Peter… Don’t go to sleep. Chung, I’m going to hurt you. I’m going to get back my guitar and I’m going to hurt you.

 

CHUNG

Guitar’s mine now. You’re not gonna do anything.

 

Tom creeps over to Peter and holds him close to his chest, cradling his head in his hands, looking at Chung as the door slams shut. He hugs his brother tightly, and remembers that Peter had given that acoustic guitar to him for his birthday. And for that gracious act Tom realizes how much Peter cares about him and in remembering the past he cries. 

 

PETER

Bet you wish I hadn’t forged those papers. 

TOM

Now’s really not the time Peter. 

PETER

Hey, Tom? 

                                                            TOM

What’s up?

                                                            PETER

You don’t suck at guitar. I didn’t really mean that. I was being spiteful.

 

                                                            TOM

Yeah?

                                                            PETER

Dad knew you were good. That’s why you got the guitar. 

+++

Tom volunteers to clean a mess. 

 

                                                            CHUNG

A mess cleaning a mess? Now that’s a good one. 

 

Chung laughs at Tom.

                                                            

                                                            TOM

Nice one, Mister Chung. 

 

                                                            CHUNG

Clever. And sarcastic. A double-edged sword. That’s you, Tom. 

 

Tom takes a broom and combs over brownish water, sweeping it out of the cell. Ten to fifteen buckets of water later, the stain in the middle of the cell has cleared away, as a cool breeze swoops down and dries the mess, air flowing in and out. 

 

CHUNG

Finish with that broom Tom?

 

TOM

Yup.

CHUNG

Great. Hand, it over.

 

Broom in hand, Tom comes over to where Chung is sitting in a folding chair, the acoustic guitar balanced on his knee. An AK-47 is propped against the wall. 

 

Chung holds his hand out.

 

Tom gives him the broom. 

 

CHUNG

Warden said this was yours. 

(pounds his fist on the acoustic guitar)

 

TOM

Yeah, it’s mine. 

CHUNG

You any good?

TOM

Better than you.

CHUNG

Really? Prove it.

He shoves the guitar into Tom’s chest and as Tom takes a hold of the guitar, Chung pulls it back. 

 

CHUNG

You probably have no taste in music. Probably can’t tell the difference between The Beatles and the Stones. Just get back inside the cell.

TOM

I can play “Hey Jude.” 

CHUNG

No, you can’t, that’s my favorite song. 

TOM

Wouldn’t lie to you. I’ll even play the whole song. 

CHUNG

Okay. Let’s see what you can do. If you mess up, I’m going to beat the crap out of you. Sounds fair, right?

 

Tom nods his head, to feign compliance, and then he hangs the leather strap over his neck and holds the guitar in his hand, strumming the strings lightly. 

 

TOM

Hey Jude, don’t make it bad/Take a sad song and make it better/Remember to let her into your heart, Then, you can start to make it better.”

 

Chung stands up and claps his hands over and over. 

 

 

CHUNG

Not bad, not bad at all.   

TOM

Hey Jude, don’t be afra— 

Tom reaches for the AK-47, drops the guitar, and aims it at Chung. 

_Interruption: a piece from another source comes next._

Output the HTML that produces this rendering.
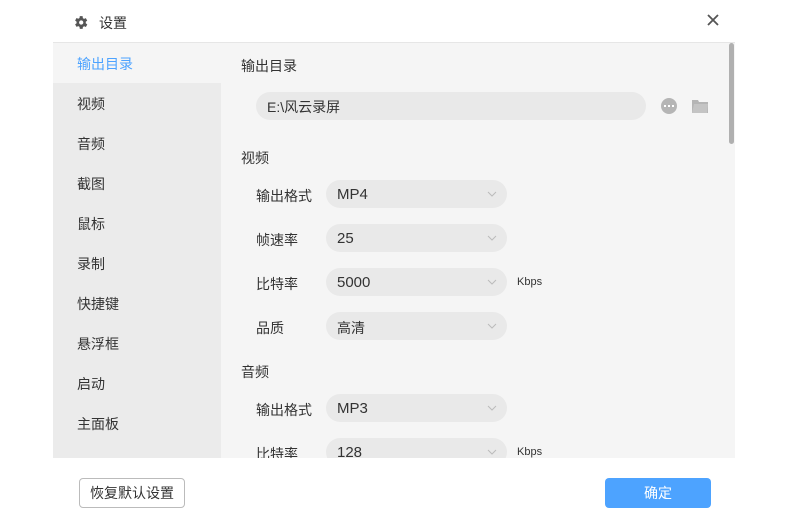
<!DOCTYPE html><html><head><meta charset="utf-8"><style>
*{margin:0;padding:0;box-sizing:border-box}
body{width:789px;height:526px;background:#fff;font-family:"Liberation Sans","Noto Sans CJK SC",sans-serif;position:relative;overflow:hidden;color:#333;font-size:14px}
.dlg{position:absolute;left:53px;top:0;width:682px;height:526px;background:#fff;border-radius:12px;overflow:hidden}
.hd{position:absolute;left:0;top:0;width:682px;height:43px;border-bottom:1px solid #e6e6e6;background:#fff}
.t{position:absolute;left:46px;top:13px;font-size:14px;color:#333}
.body{position:absolute;left:0;top:43px;width:682px;height:415px;background:#f5f5f5;overflow:hidden}
.side{position:absolute;left:0;top:40px;width:168px;height:375px;background:#ebebeb}
.it{position:absolute;left:24px;font-size:14px;color:#333}
.ft{position:absolute;left:0;top:458px;width:682px;height:68px;background:#fff}
.lb{position:absolute;font-size:14px;color:#333}
.sel{position:absolute;left:273px;width:181px;height:28px;background:#e9e9e9;border-radius:14px;font-size:15px;padding:6px 0 0 11px;color:#333}
.sel svg{position:absolute;right:10px;top:11px}
.k{position:absolute;left:464px;font-size:11px;color:#333}
</style></head><body>
<div class="dlg">
<div class="hd">
<svg style="position:absolute;left:19px;top:14px" width="17" height="17" viewBox="0 0 24 24"><path fill="#555" d="M19.4 13a7.5 7.5 0 0 0 0-2l2.1-1.6-2-3.5-2.5 1a7.6 7.6 0 0 0-1.7-1L15 3h-4l-.4 2.7a7.6 7.6 0 0 0-1.7 1l-2.5-1-2 3.5L6.5 11a7.5 7.5 0 0 0 0 2l-2.1 1.6 2 3.5 2.5-1a7.6 7.6 0 0 0 1.7 1L11 21h4l.4-2.7a7.6 7.6 0 0 0 1.7-1l2.5 1 2-3.5zM13 15a3 3 0 1 1 0-6 3 3 0 0 1 0 6z"/></svg>
<div class="t">设置</div>
<svg style="position:absolute;left:654px;top:14px" width="12" height="12" viewBox="0 0 12 12"><path d="M1 1L11 11M11 1L1 11" stroke="#555" stroke-width="1.8"/></svg>
</div>
<div class="body">
<div class="side"></div>
<div class="it" style="top:11px;color:#4da3ff">输出目录</div>
<div class="it" style="top:51px">视频</div>
<div class="it" style="top:91px">音频</div>
<div class="it" style="top:131px">截图</div>
<div class="it" style="top:171px">鼠标</div>
<div class="it" style="top:211px">录制</div>
<div class="it" style="top:251px">快捷键</div>
<div class="it" style="top:291px">悬浮框</div>
<div class="it" style="top:331px">启动</div>
<div class="it" style="top:371px">主面板</div>
<div class="lb" style="left:188px;top:13px">输出目录</div>
<div style="position:absolute;left:203px;top:49px;width:390px;height:28px;background:#e9e9e9;border-radius:14px;padding:5px 0 0 11px;font-size:14px">E:\风云录屏</div>
<div style="position:absolute;left:608px;top:55px;width:16px;height:16px;border-radius:8px;background:#b5b5b5"><span style="position:absolute;left:3px;top:7px;width:2px;height:2px;background:#fff;box-shadow:4px 0 #fff,8px 0 #fff"></span></div>
<svg style="position:absolute;left:639px;top:56px" width="16" height="14" viewBox="0 0 16 14"><path d="M0 1h6l1 2h9v11H0z" fill="#b5b5b5"/><path d="M2 5h14l-1 9H0z" fill="#c4c4c4"/></svg>
<div class="lb" style="left:188px;top:105px">视频</div>
<div class="lb" style="left:203px;top:143px">输出格式</div><div class="sel" style="top:137px">MP4<svg width="10" height="6"><path d="M1 1l4 4 4-4" stroke="#bbb" fill="none"/></svg></div>
<div class="lb" style="left:203px;top:187px">帧速率</div><div class="sel" style="top:181px">25<svg width="10" height="6"><path d="M1 1l4 4 4-4" stroke="#bbb" fill="none"/></svg></div>
<div class="lb" style="left:203px;top:231px">比特率</div><div class="sel" style="top:225px">5000<svg width="10" height="6"><path d="M1 1l4 4 4-4" stroke="#bbb" fill="none"/></svg></div><div class="k" style="top:233px">Kbps</div>
<div class="lb" style="left:203px;top:275px">品质</div><div class="sel" style="top:269px;font-size:14px">高清<svg width="10" height="6"><path d="M1 1l4 4 4-4" stroke="#bbb" fill="none"/></svg></div>
<div class="lb" style="left:188px;top:319px">音频</div>
<div class="lb" style="left:203px;top:357px">输出格式</div><div class="sel" style="top:351px">MP3<svg width="10" height="6"><path d="M1 1l4 4 4-4" stroke="#bbb" fill="none"/></svg></div>
<div class="lb" style="left:203px;top:401px">比特率</div><div class="sel" style="top:395px">128<svg width="10" height="6"><path d="M1 1l4 4 4-4" stroke="#bbb" fill="none"/></svg></div><div class="k" style="top:403px">Kbps</div>
<div style="position:absolute;left:676px;top:0;width:5px;height:101px;background:#b0b0b0;border-radius:3px"></div>
</div>
<div class="ft">
<div style="position:absolute;left:26px;top:20px;width:106px;height:30px;border:1px solid #bbb;border-radius:4px;text-align:center;line-height:28px;font-size:14px;color:#333">恢复默认设置</div>
<div style="position:absolute;left:552px;top:20px;width:106px;height:30px;background:#4da3ff;border-radius:4px;text-align:center;line-height:30px;font-size:14px;color:#fff">确定</div>
</div>
</div>
</body></html>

                                                            

TOM

—be afraid

+++

Tom bursts into the infirmary, guitar strapped to his back, holding the AK; Tom turns the corner, opens a door. 

 

Peter is laying on a hospital bed with tubes sticking out of his forearms. An IV looms over him. 

 

The alarm blares like a dying elephant trumpeting its last song. Tom sits beside Peter and shakes him a few times.

            

Peter cracks an eye open. 

                                                            

                                                            PETER

What’d you do this time?

 

TOM

Forged a few passports.

 

Tom lifts his brother out of bed and puts his arm over Peter’s shoulder, as they walk slowly into the hall. Peter whispers in Tom’s ear. Tom smiles.